While older studies concluded that CPDs are not superior to manual positioning, studies since 2003 focusing on postoperative temporomandibular joint function and relapses tend to find some benefit of employing CPDs [2,5,11]. Bettega et al. compared 10 patients in which the preoperative condylar position was secured by a 3D optical localizer with 10 patients conventionally operated (manual condylar positioning). The results of the study demonstrate significant differences between both groups in favour of optically guided condylar positioning. Patients suffered significantly less from TMD symptoms and less from skeletal relapses postoperatively [21]. Furthermore, other studies have demonstrated that the use of CPDs or CAD/CAM cutting and drilling guides could be beneficial in securing surgical results and thus reducing TMD symptoms [17,18,25,26]. This is partially supported by the results of our study, in which the mean deviation of the ascending ramus was slightly lower in the intervention compared to the control group. However, since the differences were not significant and TMD symptoms were not investigated, the present study failed to demonstrate any benefit of CPDs. Ha et al. described the role of the frontal–ramal inclination in facial symmetry. Especially in patients with facial asymmetries, it is important to bring the ascending rami to a laterally equal position during surgery. The results of the study demonstrated that virtual planning and CAD/CAM technologies were very useful in harmonizing the position of the ascending ramus [27]. CPDs as described in previous studies as well as in this study can be helpful to achieve this aim [5,28,29].
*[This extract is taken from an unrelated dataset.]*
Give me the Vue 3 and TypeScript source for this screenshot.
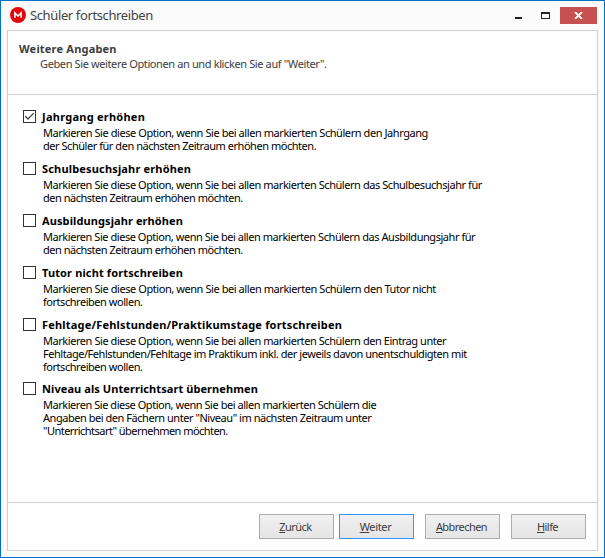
<script setup lang="ts">
import { ref } from 'vue'

interface Line { text: string; spacing: number }
interface Option { title: string; titleSpacing: number; checked: boolean; lines: Line[] }
interface Action { key: string; rest: string; kind: string }

const options = ref<Option[]>([
  { title: 'Jahrgang erhöhen', titleSpacing: 0.25, checked: true, lines: [
    { text: 'Markieren Sie diese Option, wenn Sie bei allen markierten Schülern den Jahrgang', spacing: -0.43 },
    { text: 'der Schüler für den nächsten Zeitraum erhöhen möchten.', spacing: -0.46 } ] },
  { title: 'Schulbesuchsjahr erhöhen', titleSpacing: 0.17, checked: false, lines: [
    { text: 'Markieren Sie diese Option, wenn Sie bei allen markierten Schülern das Schulbesuchsjahr für', spacing: -0.44 },
    { text: 'den nächsten Zeitraum erhöhen möchten.', spacing: -0.49 } ] },
  { title: 'Ausbildungsjahr erhöhen', titleSpacing: 0.1, checked: false, lines: [
    { text: 'Markieren Sie diese Option, wenn Sie bei allen markierten Schülern das Ausbildungsjahr für', spacing: -0.45 },
    { text: 'den nächsten Zeitraum erhöhen möchten.', spacing: -0.49 } ] },
  { title: 'Tutor nicht fortschreiben', titleSpacing: 0.13, checked: false, lines: [
    { text: 'Markieren Sie diese Option, wenn Sie bei allen markierten Schülern den Tutor nicht', spacing: -0.43 },
    { text: 'fortschreiben wollen.', spacing: -0.46 } ] },
  { title: 'Fehltage/Fehlstunden/Praktikumstage fortschreiben', titleSpacing: 0.19, checked: false, lines: [
    { text: 'Markieren Sie diese Option, wenn Sie bei allen markierten Schülern den Eintrag unter', spacing: -0.44 },
    { text: 'Fehltage/Fehlstunden/Fehltage im Praktikum inkl. der jeweils davon unentschuldigten mit', spacing: -0.46 },
    { text: 'fortschreiben wollen.', spacing: -0.46 } ] },
  { title: 'Niveau als Unterrichtsart übernehmen', titleSpacing: 0.08, checked: false, lines: [
    { text: 'Markieren Sie diese Option, wenn Sie bei allen markierten Schülern die', spacing: -0.457 },
    { text: 'Angaben bei den Fächern unter "Niveau" im nächsten Zeitraum unter', spacing: -0.46 },
    { text: '"Unterrichtsart" übernehmen möchten.', spacing: -0.54 } ] },
])

const actions: Action[] = [
  { key: 'Z', rest: 'urück', kind: 'back' },
  { key: 'W', rest: 'eiter', kind: 'next' },
  { key: 'A', rest: 'bbrechen', kind: 'cancel' },
  { key: 'H', rest: 'ilfe', kind: 'help' },
]
</script>

<template>
  <div class="window">
    <header class="titlebar">
      <svg class="logo" width="16" height="16" viewBox="0 0 16 16">
        <circle cx="8" cy="8" r="8" fill="#e3060b" />
        <path d="M4.9 10.8V6L8 9l3.1-3V10.8" fill="none" stroke="#fff" stroke-width="1.6" />
      </svg>
      <h1 class="caption">Schüler fortschreiben</h1>
      <div class="controls">
        <svg class="min" width="7" height="2"><rect width="7" height="2" fill="#222" /></svg>
        <svg class="max" width="9" height="7" shape-rendering="crispEdges"><path d="M0 0h9v7H0zM1 2v4h7V2z" fill="#222" fill-rule="evenodd" /></svg>
        <button class="close" aria-label="Schließen">
          <svg width="9" height="7" viewBox="0 0 9 7"><path d="M1 0l7 7M8 0L1 7" stroke="#fff" stroke-width="1.8" /></svg>
        </button>
      </div>
    </header>
    <main class="panel">
      <section class="intro">
        <h2>Weitere Angaben</h2>
        <p>Geben Sie weitere Optionen an und klicken Sie auf "Weiter".</p>
      </section>
      <section class="options">
        <label v-for="o in options" :key="o.title" class="option" :class="{ tall: o.lines.length > 2 }">
          <input v-model="o.checked" type="checkbox" class="native">
          <span class="box">
            <svg v-if="o.checked" width="11" height="11" viewBox="0 0 11 11"><path d="M1.3 5.2L4 8L9.7 2.1" fill="none" stroke="#444" stroke-width="1.3" /></svg>
          </span>
          <span class="copy">
            <span class="name" :style="{ letterSpacing: o.titleSpacing + 'px' }">{{ o.title }}</span>
            <span v-for="l in o.lines" :key="l.text" class="line" :style="{ letterSpacing: l.spacing + 'px' }">{{ l.text }}</span>
          </span>
        </label>
      </section>
      <footer class="actions">
        <button v-for="a in actions" :key="a.key" class="action" :class="a.kind"><span><u>{{ a.key }}</u>{{ a.rest }}</span></button>
      </footer>
    </main>
  </div>
</template>

<style>
body { margin: 0; }
</style>

<style scoped>
.window { box-sizing: border-box; width: 605px; height: 558px; border: 1px solid #0072c6; background: #fbfbfb; padding: 0 6px 6px; display: flex; flex-direction: column; font: 11px/13px "Noto Sans", "Open Sans", sans-serif; color: #000; white-space: nowrap; }
.titlebar { height: 29px; flex: none; display: flex; align-items: flex-start; }
.logo { margin: 6px 0 0 3px; }
.caption { margin: 5px 0 0 4px; font-size: 13px; line-height: 18px; font-weight: 400; letter-spacing: -0.38px; color: #444; }
.controls { margin-left: auto; display: flex; align-items: flex-start; }
.min { margin-top: 16px; }
.max { margin: 11px 10px 0 19px; }
.close { margin: 6px 1px 0 0; width: 37px; height: 17px; padding: 0; border: 0; background: #c75050; display: flex; align-items: center; justify-content: center; }
.panel { box-sizing: border-box; flex: 1; border: 1px solid #d0d0d0; background: #fff; display: flex; flex-direction: column; }
.intro { box-sizing: border-box; height: 64px; padding: 11px 11px 0; border-bottom: 1px solid #d0d0d0; color: #3c3c3c; }
.intro h2 { margin: 0; font-size: 11px; line-height: 13px; letter-spacing: 0.2px; }
.intro p { margin: 2px 0 0 21px; letter-spacing: -0.38px; }
.options { flex: 1; padding: 15px 15px 0; }
.option { display: flex; gap: 6px; height: 52px; }
.option.tall { height: 64px; }
.native { position: absolute; opacity: 0; }
.box { box-sizing: border-box; flex: none; width: 13px; height: 13px; border: 1px solid #333; display: flex; }
.copy { display: flex; flex-direction: column; align-items: flex-start; }
.name { font-weight: 700; margin-bottom: 3px; }
.line { margin-left: 1px; }
.actions { box-sizing: border-box; height: 48px; border-top: 1px solid #d0d0d0; display: flex; justify-content: flex-end; padding: 11px 11px 0; }
.action { box-sizing: border-box; width: 75px; height: 25px; padding: 0 2px 0 0; border: 1px solid #acacac; background: linear-gradient(#f0f0f0, #e5e5e5); font: inherit; letter-spacing: -0.55px; color: #3c3c3c; }
.action u { text-underline-offset: 1px; }
.next { margin: 0 11px 0 5px; border-color: #3399ff; letter-spacing: -0.35px; }
.cancel { margin-right: 11px; }
</style>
A limitation of the present study is the heterogeneous study collective, as we included patients with mandibular advancement and setback. Different skeletal classes were distributed equally to the study groups. Furthermore, we found no statistical difference in condylar translations between mandibular advancement and setback patients. Nevertheless, it cannot be ruled out that this may have influenced the study results or that there was a bias in patient recruitment. On the other hand, we did provide first evidence that the CPDs can be applied in both skeletal classes. Another study limitation is the small number of participants; a larger number of patient samples may reveal significant differences between CPDs and the manual positioning method. An evaluation of the long-term stability of the surgical result and the effect on TMD symptoms, clicking, and crepitation in the joint would have been an interesting aspect for further investigation. Another limitation is that the surgeries in the study were performed by different experienced maxillofacial surgeons. Different surgeons could have affected the accuracy of the condylar position, an aspect which was not investigated. However, this should have affected both groups equally. Furthermore, the temporomandibular joint has distinct structural complexities when compared to the rest of the mandibular bone, which has an impact on how it is represented on radiographic imaging [30]. Hence, the CBCT scan we used did not image the joint completely, which could have affected our results. Imaging in our study was the same for all patients, and this effect should be of only minor interest. Finally, different imaging methods (e.g., 2D X-ray scans, CBCT, and magnet resonance imaging) make it difficult to compare our results with other studies.

5. Conclusions

In summary, the present study revealed that postoperative results precisely matched the virtually planned positioning in both groups. The use of patient-specific CPDs resulted in no significant benefit compared with the manual repositioning of the condyles. However, it can be assumed that the described CPDs can be useful in difficult cases (Sunday bite) and for patients where the ascending ramus, respectively, the condyles need to be placed in a certain virtually planned position that differs from the preoperative situation. This could be very helpful in patients presenting facial asymmetries [27]. Furthermore, for trainees and less experienced surgeons, such CPDs may prove helpful towards achieving consistent and reliable results [31].